Cloud computing was eventually defined by the National Institute of Standards and Technology (as finalized in 2011) as follows [6]: “Cloud computing is a model for enabling ubiquitous, convenient, on-demand network access to a shared pool of configurable computing resources (e.g., networks, servers, storage, applications, and services) that can be rapidly provisioned and released with minimal management effort or service provider interaction. This cloud model is composed of five essential characteristics, three service models, and four deployment models.” That model of cloud computing is depicted in Table 1.1.

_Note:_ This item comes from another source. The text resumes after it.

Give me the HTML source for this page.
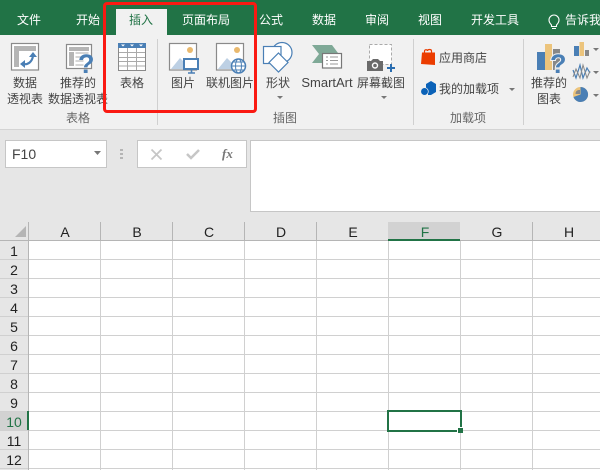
<!DOCTYPE html>
<html><head><meta charset="utf-8">
<style>
html,body{margin:0;padding:0}
body{width:600px;height:470px;overflow:hidden;position:relative;background:#fff;font-family:"Liberation Sans","Noto Sans CJK SC",sans-serif;color:#444}
.a{position:absolute}
.t{position:absolute;white-space:nowrap;font-size:12px;line-height:16px;text-align:center}
.tab{color:#fff;top:12px}
.c{color:#444}
.cap{color:#666}
svg{position:absolute;overflow:visible}
.h{position:absolute;top:224px;height:16px;line-height:16px;width:72px;text-align:center;font-size:14px;color:#222}
.r{position:absolute;left:0;width:28px;text-align:center;font-size:14px;line-height:18px;color:#222}
.q{font-family:"Liberation Sans",sans-serif;font-weight:bold;font-size:27px;fill:#4a7fb5}
</style></head><body>
<div class="a" style="left:0;top:0;width:600px;height:35px;background:#217346"></div>
<div class="a" style="left:0;top:35px;width:600px;height:94px;background:#f1f1f1"></div>
<div class="a" style="left:0;top:129px;width:600px;height:1px;background:#d4d4d4"></div>
<div class="a" style="left:0;top:130px;width:600px;height:110px;background:#e6e6e6"></div>
<div class="a" style="left:116px;top:9px;width:51px;height:26px;background:#f1f1f1"></div>

<div class="t tab" style="left:17px;width:24px">文件</div>
<div class="t tab" style="left:76px;width:24px">开始</div>
<div class="t" style="left:129px;width:24px;top:12px;color:#217346">插入</div>
<div class="t tab" style="left:182px;width:48px">页面布局</div>
<div class="t tab" style="left:259px;width:24px">公式</div>
<div class="t tab" style="left:312px;width:24px">数据</div>
<div class="t tab" style="left:365px;width:24px">审阅</div>
<div class="t tab" style="left:418px;width:24px">视图</div>
<div class="t tab" style="left:471px;width:48px">开发工具</div>
<div class="t tab" style="left:565px;width:48px;text-align:left">告诉我</div>
<svg style="left:548px;top:14px" width="12" height="17" viewBox="0 0 12 17"><path d="M3.500 11C2 9.500 1 8.300 1 6a5 5 0 0 1 10 0c0 2.300-1 3.500-2.500 5V12.500h-5zM4 14.500h4" fill="none" stroke="#fff" stroke-width="1.100"/></svg>

<!-- pivot -->
<svg style="left:11px;top:43px" width="28" height="28" viewBox="0 0 28 28"><rect x=".5" y=".5" width="27" height="26.500" fill="#fff" stroke="#8a8a8a" stroke-width="1.200"/><rect x="3" y="3" width="22" height="5" fill="#b5b5b5"/><rect x="3" y="8" width="5" height="16" fill="#b5b5b5"/><path d="M12 21c5 1 9-2 10-8" fill="none" stroke="#4a7fb5" stroke-width="2.200"/><path d="M18 14l4-5 4 5zM14 17v8l-5-4z" fill="#4a7fb5"/></svg>
<svg style="left:66px;top:44px" width="29" height="30" viewBox="0 0 29 30"><rect x=".5" y=".5" width="25" height="24" fill="#fff" stroke="#8a8a8a" stroke-width="1.200"/><rect x="3" y="3" width="20" height="4" fill="#b5b5b5"/><rect x="3" y="8" width="5" height="14" fill="#b5b5b5"/><path d="M9.500 9h13M9.500 13h10M9.500 17h8M9.500 21h8" stroke="#c8c8c8" stroke-width="1.500"/><text class="q" x="12" y="29">?</text></svg>
<div class="t c" style="left:0;width:50px;top:75px">数据</div>
<div class="t c" style="left:0;width:50px;top:91px">透视表</div>
<div class="t c" style="left:47px;width:62px;top:75px">推荐的</div>
<div class="t c" style="left:47px;width:62px;top:91px">数据透视表</div>
<div class="t cap" style="left:60px;width:36px;top:110px">表格</div>
<div class="a" style="left:157px;top:39px;width:1px;height:86px;background:#d0d0d0"></div>

<!-- table -->
<svg style="left:118px;top:43px" width="28" height="28" viewBox="0 0 28 28"><rect x=".5" y=".5" width="27" height="27" fill="#fff" stroke="#8a8a8a"/><rect x="0" y="0" width="28" height="5" fill="#4a7fb5"/><path d="M3 1.500l2 2 2-2zM12 1.500l2 2 2-2zM21 1.500l2 2 2-2z" fill="#fff"/><path d="M1 9.500h26M1 14.500h26M1 18.500h26M1 23h26M9.500 5v22M18.500 5v22" stroke="#aaa"/></svg>
<div class="t c" style="left:114px;width:36px;top:75px">表格</div>

<!-- picture -->
<svg style="left:169px;top:43px" width="31" height="31" viewBox="0 0 31 31"><rect x=".5" y=".5" width="27" height="26.500" fill="#fff" stroke="#8a8a8a" stroke-width="1.200"/><circle cx="21" cy="7" r="3" fill="#e9b96e"/><path d="M2 26l9-11 7 7 1 4z" fill="#bdd0e4"/><rect x="15" y="16" width="14" height="10" fill="#fff" stroke="#4a7fb5" stroke-width="2"/><path d="M19 30h7M22.500 27v3" stroke="#4a7fb5" stroke-width="1.600"/></svg>
<div class="t c" style="left:165px;width:36px;top:75px">图片</div>
<svg style="left:216px;top:43px" width="31" height="31" viewBox="0 0 31 31"><rect x=".5" y=".5" width="27" height="26.500" fill="#fff" stroke="#8a8a8a" stroke-width="1.200"/><circle cx="21" cy="7" r="3" fill="#e9b96e"/><path d="M2 26l9-11 7 7 1 4z" fill="#bdd0e4"/><circle cx="22.500" cy="23" r="7" fill="#fff" stroke="#4a7fb5" stroke-width="1.500"/><ellipse cx="22.500" cy="23" rx="3" ry="7" fill="none" stroke="#4a7fb5"/><path d="M15.500 23h14M17 19h11M17 27h11" stroke="#4a7fb5"/></svg>
<div class="t c" style="left:205px;width:50px;top:75px">联机图片</div>

<!-- shapes -->
<svg style="left:262px;top:42px" width="31" height="31" viewBox="0 0 31 31"><circle cx="20" cy="10.500" r="10" fill="#fff" stroke="#4a7fb5" stroke-width="1.200"/><rect x="1.500" y="4.500" width="17.500" height="17" fill="#fff" stroke="#4a7fb5" stroke-width="1.200"/><path d="M16.500 11l9.500 9.500-9.500 9.500L7 20.500z" fill="#fff" stroke="#4a7fb5" stroke-width="1.200"/></svg>
<div class="t c" style="left:265px;width:26px;top:75px">形状</div>
<svg style="left:277px;top:96px" width="6" height="3"><path d="M0 0h6L3 3z" fill="#777"/></svg>
<!-- smartart -->
<svg style="left:312px;top:45px" width="31" height="24" viewBox="0 0 31 24"><path d="M0 0h20l6 8H11v10H0l7-9z" fill="#7fa997"/><rect x="10.500" y="8.500" width="19" height="14.500" fill="#fff" stroke="#777" stroke-width="1.200"/><path d="M14 12h2M18 12h8M14 15.500h2M18 15.500h8M14 19h2M18 19h8" stroke="#999"/></svg>
<div class="t c" style="left:298px;width:58px;top:75px;font-size:13px;letter-spacing:0">SmartArt</div>
<!-- screenshot -->
<svg style="left:367px;top:44px" width="29" height="28" viewBox="0 0 29 28"><rect x="2.500" y=".5" width="22" height="20" fill="#fff" stroke="#aaa" stroke-dasharray="3 2"/><path d="M0 17h4l2-2h5l2 2h3v10H0z" fill="#6a6a6a"/><circle cx="8" cy="21.500" r="3.200" fill="#fff"/><circle cx="8" cy="21.500" r="1.800" fill="#6a6a6a"/><path d="M20 24h8M24 20v8" stroke="#2a6db0" stroke-width="2"/></svg>
<div class="t c" style="left:356px;width:50px;top:75px">屏幕截图</div>
<svg style="left:381px;top:96px" width="6" height="3"><path d="M0 0h6L3 3z" fill="#777"/></svg>
<div class="t cap" style="left:273px;width:24px;top:110px">插图</div>
<div class="a" style="left:413px;top:39px;width:1px;height:86px;background:#d0d0d0"></div>

<!-- addins -->
<svg style="left:421px;top:49px" width="14" height="16" viewBox="0 0 14 16"><path d="M1 3.500h13V16L0 15z" fill="#eb3c00"/><path d="M3.500 5V2C3.500.3 6.500.3 6.500 2M6.500 2c0-2 4-2 4 0v3" fill="none" stroke="#eb3c00" stroke-width="1.200"/></svg>
<div class="t c" style="left:439px;width:48px;top:50px">应用商店</div>
<svg style="left:421px;top:81px" width="15" height="15" viewBox="0 0 15 15"><path d="M5 3l5-3 5 3v8l-5 3H7V8H5z" fill="#0b62b8"/><circle cx="3.500" cy="10.500" r="3.800" fill="#0b62b8" stroke="#f1f1f1" stroke-width=".7"/></svg>
<div class="t c" style="left:439px;width:60px;top:81px">我的加载项</div>
<svg style="left:509px;top:88px" width="6" height="3"><path d="M0 0h6L3 3z" fill="#777"/></svg>
<div class="t cap" style="left:450px;width:36px;top:110px">加载项</div>
<div class="a" style="left:523px;top:39px;width:1px;height:86px;background:#d0d0d0"></div>

<!-- charts -->
<svg style="left:537px;top:44px" width="30" height="32" viewBox="0 0 30 32"><rect x="0" y="8" width="8" height="18" fill="#4a7fb5"/><rect x="8" y="0" width="7" height="26" fill="#ecc47c"/><rect x="16" y="5" width="7" height="21" fill="#888"/><text class="q" x="13" y="29" style="stroke:#f1f1f1;stroke-width:2;paint-order:stroke">?</text></svg>
<div class="t c" style="left:526px;width:46px;top:75px">推荐的</div>
<div class="t c" style="left:526px;width:46px;top:91px">图表</div>
<svg style="left:574px;top:42px" width="16" height="14" viewBox="0 0 16 14"><rect x="0" y="4" width="5" height="10" fill="#4a7fb5"/><rect x="5.500" y="0" width="4.500" height="14" fill="#ecc47c"/><rect x="11" y="8" width="4" height="6" fill="#888"/></svg>
<svg style="left:593px;top:48px" width="6" height="3"><path d="M0 0h6L3 3z" fill="#777"/></svg>
<svg style="left:573px;top:64px" width="17" height="16" viewBox="0 0 17 16"><path d="M0 6l3 8 4-13 3 13 4-10 3 5" fill="none" stroke="#4a7fb5" stroke-width="1.200"/><path d="M0 13l3-8 4 9 3-13 4 13 3-7" fill="none" stroke="#888"/></svg>
<svg style="left:593px;top:71px" width="6" height="3"><path d="M0 0h6L3 3z" fill="#777"/></svg>
<svg style="left:573px;top:87px" width="15" height="15" viewBox="0 0 15 15"><circle cx="7.500" cy="7.500" r="7.500" fill="#ecc47c"/><path d="M7.500 7.500V0a7.500 7.500 0 1 1-7 10z" fill="#4a7fb5"/><path d="M7 7V3H5.500a4 4 0 0 0-3 4z" fill="#888"/></svg>
<svg style="left:593px;top:94px" width="6" height="3"><path d="M0 0h6L3 3z" fill="#777"/></svg>

<!-- formula -->
<div class="a" style="left:5px;top:140px;width:100px;height:26px;background:#fff;border:1px solid #c6c6c6"></div>
<div class="t" style="left:12px;top:146px;font-size:14px;color:#444">F10</div>
<svg style="left:94px;top:151px" width="8" height="4"><path d="M0 0h7L3.500 4z" fill="#777"/></svg>
<svg style="left:120px;top:149px" width="4" height="11"><rect width="3" height="2" y="0" fill="#b5b5b5"/><rect width="3" height="2" y="4" fill="#b5b5b5"/><rect width="3" height="2" y="8" fill="#b5b5b5"/></svg>
<div class="a" style="left:137px;top:140px;width:108px;height:26px;background:#fff;border:1px solid #c6c6c6"></div>
<svg style="left:151px;top:149px" width="11" height="11"><path d="M.500.500l10 10M10.500.500l-10 10" stroke="#c6c6c6" stroke-width="1.800"/></svg>
<svg style="left:186px;top:149px" width="14" height="11"><path d="M1 5l4 4 8-8" fill="none" stroke="#c6c6c6" stroke-width="2.500"/></svg>
<div class="t" style="left:222px;top:146px;font-family:'Liberation Serif',serif;font-style:italic;font-weight:bold;font-size:13px;color:#777">fx</div>
<div class="a" style="left:250px;top:140px;width:350px;height:70px;background:#fff;border:1px solid #c6c6c6;border-right:0"></div>

<!-- grid -->
<div class="a" style="left:0;top:240px;width:600px;height:230px;background:#fff"></div>
<svg style="left:0;top:222px" width="600" height="248" viewBox="0 0 600 248" shape-rendering="crispEdges">
<rect x="0" y="18" width="28" height="230" fill="#e6e6e6"/>
<rect x="388" y="0" width="72" height="18" fill="#d2d2d2"/>
<rect x="0" y="189" width="28" height="19" fill="#d2d2d2"/>
<g fill="#d0d0d0">
<rect x="0" y="37" width="600" height="1"/><rect x="0" y="56" width="600" height="1"/><rect x="0" y="75" width="600" height="1"/><rect x="0" y="94" width="600" height="1"/><rect x="0" y="113" width="600" height="1"/><rect x="0" y="132" width="600" height="1"/><rect x="0" y="151" width="600" height="1"/><rect x="0" y="170" width="600" height="1"/><rect x="0" y="189" width="600" height="1"/><rect x="0" y="208" width="600" height="1"/><rect x="0" y="227" width="600" height="1"/><rect x="0" y="246" width="600" height="1"/>
<rect x="100" y="18" width="1" height="230"/><rect x="172" y="18" width="1" height="230"/><rect x="244" y="18" width="1" height="230"/><rect x="316" y="18" width="1" height="230"/><rect x="388" y="18" width="1" height="230"/><rect x="460" y="18" width="1" height="230"/><rect x="532" y="18" width="1" height="230"/>
</g>
<g fill="#b5b5b5">
<rect x="100" y="0" width="1" height="18"/><rect x="172" y="0" width="1" height="18"/><rect x="244" y="0" width="1" height="18"/><rect x="316" y="0" width="1" height="18"/><rect x="532" y="0" width="1" height="18"/>
<rect x="0" y="18" width="600" height="1"/>
<rect x="28" y="0" width="1" height="248"/>
</g>
<rect x="388" y="17" width="72" height="2" fill="#217346"/>
<rect x="27" y="189" width="2" height="19" fill="#217346"/>
</svg>
<svg style="left:15px;top:226px" width="12" height="12"><path d="M11 0v11H0z" fill="#b5b5b5"/></svg>
<div class="h" style="left:29px">A</div><div class="h" style="left:101px">B</div><div class="h" style="left:173px">C</div><div class="h" style="left:245px">D</div><div class="h" style="left:317px">E</div><div class="h" style="left:389px;color:#217346">F</div><div class="h" style="left:461px">G</div><div class="h" style="left:533px">H</div>
<div class="r" style="top:242px">1</div><div class="r" style="top:261px">2</div><div class="r" style="top:280px">3</div><div class="r" style="top:299px">4</div><div class="r" style="top:318px">5</div><div class="r" style="top:337px">6</div><div class="r" style="top:356px">7</div><div class="r" style="top:375px">8</div><div class="r" style="top:394px">9</div><div class="r" style="top:413px;color:#217346">10</div><div class="r" style="top:432px">11</div><div class="r" style="top:451px">12</div>

<!-- selection -->
<div class="a" style="left:387px;top:410px;width:71px;height:18px;border:2px solid #217346"></div>
<div class="a" style="left:457px;top:427px;width:6px;height:6px;background:#217346;border-left:1px solid #fff;border-top:1px solid #fff;box-sizing:border-box"></div>

<!-- red annotation -->
<div class="a" style="left:103px;top:2px;width:148px;height:105px;border:3px solid #fa1a12;border-radius:4px"></div>
</body></html>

Table 1.1 Model of cloud computing.
Service Models | Deployment Models | |||
Software as a Service | Private Cloud Community Cloud Hybrid Cloud Public Cloud | |||
Platform as a Service | ||||
Infrastructure as a Service | ||||
Essential Characteristics |
Resource Pooling | Rapid Elasticity | Measured Service | Broad Network Access |
One of the economic reasons for the success of cloud computing has been the scalability of the computational resources that it provides to an organization. Instead of requiring users to size a planned computation exactly (e.g., in terms of the number of needed Web servers, file systems, databases, or compute engines), cloud computing allows the computation to scale easily in a time-dependent way. Thus, if a service has high demand, it can be replicated to make it more available. Instead of having two Web servers provide a mission-critical service, the system might allow five more Web servers to be added to the service to increase its availability. Likewise, if demand for a service drops, the resources it uses can be released, and thus be freed up to be used for other worthwhile computation. This flexible approach allows a cloud to economically support a number of organizations at the same time, thereby lowering the costs of cloud computation. In later chapters, we will discuss scaling performance and how to assure the correctness of a mission-oriented cloud computation as it changes in size, especially when the scaling occurs dynamically (i.e., is elastic).
As government organizations began to adopt cloud computing, security, availability, and robustness became growing concerns; there was a desire to use cloud computing even in mission-critical contexts, where a mission-critical system is one that is essential to the survival of an organization. In 2010, in response to military recognition of the inadequacy of the then state-of-the-art technologies, IBM was awarded an Air Force contract to build a secure cloud computing infrastructure capable of supporting defense and intelligence networks [5]. However, the need for cloud computing systems that could support missions involved more numerous major concerns than could easily be solved in a single, focused initiative and, in particular, raised the question of how to assure cloud support for mission-oriented computations—the subject of this book. Mission-critical cloud computing can stretch across private, community, hybrid, and public clouds, requiring the realization of “end-to-end” and “cross-layered” security, dependability, and timeliness. That is, cloud computations and computing systems should survive malicious attacks and accidental failures, should be secure, and should execute in a timely manner, despite the heterogeneous ownership and nature of the hardware components.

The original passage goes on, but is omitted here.